How much, if at all, does Google use social signals and social data?

Google’s answer hasn’t changed on that. Social is “very noisy” and it’s not particularly useful because of that.

Does AMP implementation affect mobile rankings?

AMP creates a better experience for users, and Google prefers better experiences. AMP is mobile friendly and gets the benefit of that in the mobile SERPs.

It’s still super important to Google. Think about a user; if they see that this website they trust is linking to another that they trust, I can assume that I should trust it too.

That connection, where a person makes a link to another website, is really valuable. That’s worked well on the academic side for many years and has worked well for rankings for many years. it will continue to do so.

It’s not about the link, it’s about what the link means. It’s that the link says the resource it links to is a relevant, useful resource. You need to make that distinction; once you know that links are worth having, you then need to layer in the information about which links are most relevant.

Google still considers links as very important.

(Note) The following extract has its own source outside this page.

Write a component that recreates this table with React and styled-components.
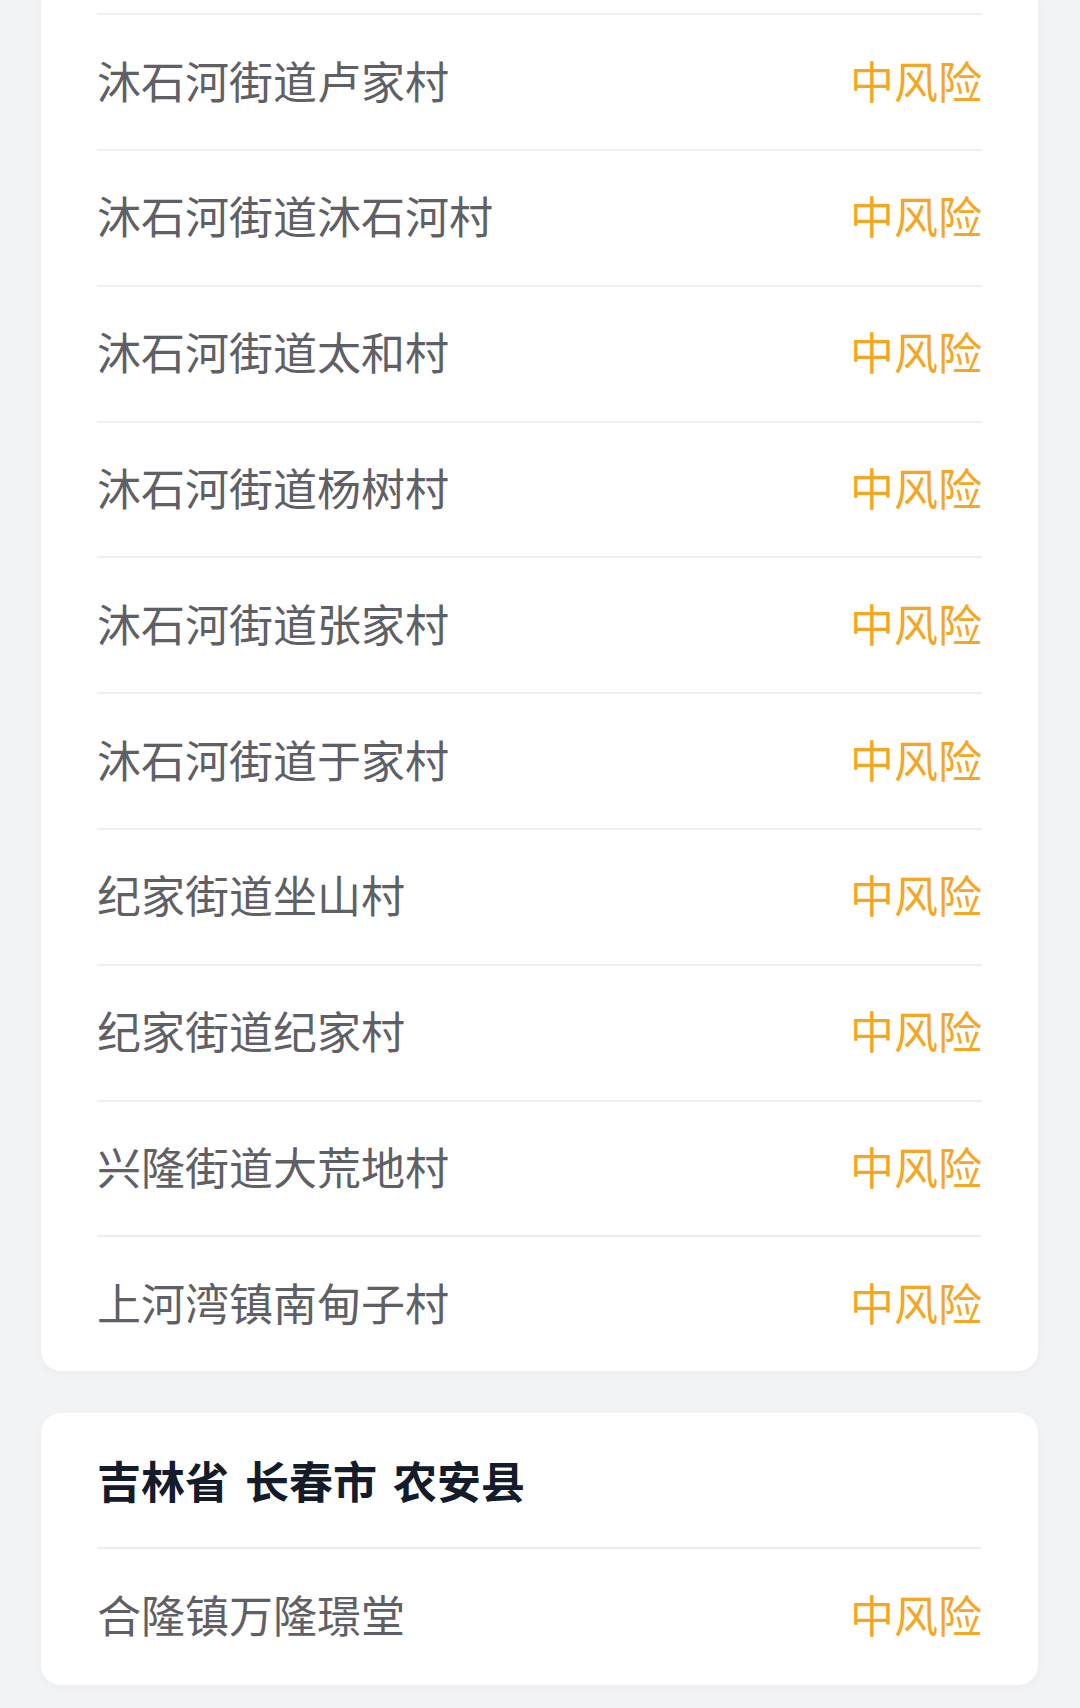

Organically generated links (those put in by people, by someone making a direct endorsement of a brand or source) mean a lot more. Building links for links’ sake is missing the point.

Say we come back here in 5 years; what will we be talking about then?

Juan has been in the tech industry for 20 years. Back in 2002, 2003, he would be talking about how to build applications on flip phones that operated quickly and used the processing capability of the device.

Yes, it was different screens with buttons rather than swipes, but we were talking about how to create great experiences for users within that technology.

That was 15/16 years ago, and those conversations haven’t, and won’t change. We’re still talking about how to create the best experiences, and the technology is progressing.

We are still going to be figuring out how to communicate our messages, and our focus will be on how to use the day’s technologies to achieve that goal. We’ll still be talking about stories, users, differentiation, etc. The technology will change but the topics will be the same.